Situation: Hundreds of advertiser agents each set bids every few seconds against a shared inventory, all optimizing their own return on spend.

Problem: The agents oscillated: each one best-responded to last interval's prices, prices swung, everyone overcorrected, and spend and fill rates lurched instead of settling.

Dilemma: Compute the auction's Nash equilibrium centrally and push fixed bids to every agent, accurate in principle but PPAD-hard at this scale and brittle when advertisers churn, or let the agents keep adapting but tame the instability so behavior converges.

Decision: They abandoned the central solve and reshaped the learning dynamic, replacing raw best-response with a no-regret update that smooths each agent's reaction to recent prices.

How: Each agent ran a regret-matching update over a small set of bid multipliers, mixing over them rather than jumping to the single myopic best response, the smoothed analogue of the fictitious play in Code 28.3.1.

Result: The empirical bid distribution settled toward a stable correlated outcome within minutes of churn instead of oscillating indefinitely, and realized spend tracked targets without any agent solving the full game.

Lesson: At fleet scale you do not compute the equilibrium, you engineer a learning dynamic that converges to one. Convergence, not the closed-form solution, is the deliverable.
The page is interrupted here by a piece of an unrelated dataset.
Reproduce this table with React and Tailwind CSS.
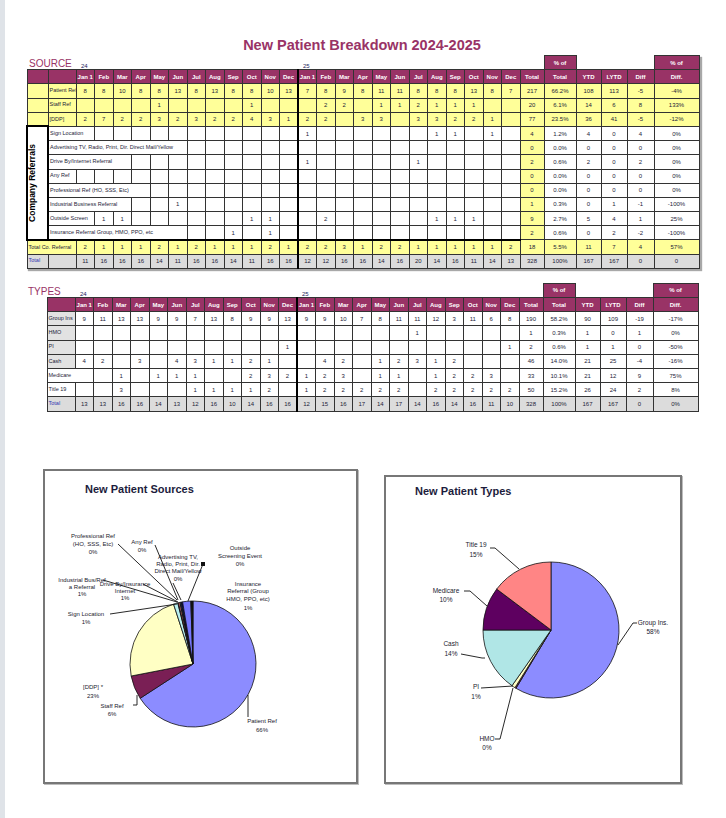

7. Why Equilibria Are the Right Lens, and Their Limits Beginner

Equilibria earn their central place because they are the only self-consistent predictions of self-interested behavior: any outcome that is not an equilibrium contains an agent with a reason to move, so it cannot be where the system rests. That makes equilibrium analysis the natural feasibility test for any coordination scheme, the foundation the cooperative games of Section 28.4 and the mechanisms of Section 28.6 build on, and the static backdrop against which the learning dynamics of Section 28.7 play out. The same lens recurs whenever agents interact in this book, from contract-net bidding in distributed problem solving (Chapter 27) to the communication-efficient adaptation studied in distributed optimization (Chapter 10).

The limits are equally important to carry forward. Equilibrium assumes agents are rational and, in the classic definition, that beliefs are somehow consistent, assumptions real bots and humans violate. Multiplicity means the concept often predicts a set, not a point, and leaves selection unresolved. Hardness means exact computation is usually off the table. And equilibrium is silent on quality: the rest point can be far from the social optimum, the gap we will quantify as the price of anarchy in Section 28.5. These are not reasons to abandon the lens but the reasons the chapter continues: cooperative solution concepts, welfare and efficiency, mechanism design, and learning dynamics each address one of these limits in turn.

Exercise 28.3.1: Find Every Equilibrium by Hand Conceptual

Consider the "Battle of the Sexes" coordination game with row payoffs $A = \begin{bmatrix} 2 & 0 \\ 0 & 1 \end{bmatrix}$ and column payoffs $B = \begin{bmatrix} 1 & 0 \\ 0 & 2 \end{bmatrix}$. (a) Find the two pure-strategy Nash equilibria by checking, cell by cell, that neither agent wants to deviate. (b) Using the indifference condition, find the mixed-strategy equilibrium: the probability $p$ with which the row agent plays action 0 that makes the column agent indifferent, and vice versa. (c) Explain in one sentence why this game's three equilibria make it the textbook illustration of the equilibrium-selection problem from Section 4.

Exercise 28.3.2: Make Fictitious Play Converge (and Watch It Struggle) Coding

Starting from Code 28.3.1, (a) run fictitious_play on the coordination game A1, B1 and report which pure equilibrium the empirical mix converges to; then change the random seed and show that the selected equilibrium can change, a direct demonstration of equilibrium selection. (b) Modify the function to also record, every 1000 rounds, the maximum absolute change in the row mix over the last 1000 rounds, and plot or print it for matching pennies to show convergence slowing as $1/T$. (c) Construct a $3 \times 3$ game (for example, rock-paper-scissors as a zero-sum bimatrix) and confirm fictitious play still approaches its known mixed equilibrium $(\tfrac13, \tfrac13, \tfrac13)$.

Exercise 28.3.3: Cost of Solving vs Cost of Learning Analysis

A platform must coordinate $n$ self-interested agents, each choosing among $m$ actions. (a) Argue why exhaustive best-response checking for pure equilibria costs on the order of $m^n$ profile evaluations, and why this is hopeless even for modest $n$ and $m$ (compute the count for $n = 20$, $m = 5$). (b) Explain why a no-regret learning dynamic instead costs roughly $O(m)$ work per agent per round and converges in a number of rounds independent of the number of agents, then state what the learners give up in exchange (which equilibrium concept they reach, and whether the outcome is exact or average-iterate). (c) Connect this trade-off to the PPAD-hardness of Section 5: which of the two approaches does the hardness result rule out at scale, and which does it leave standing?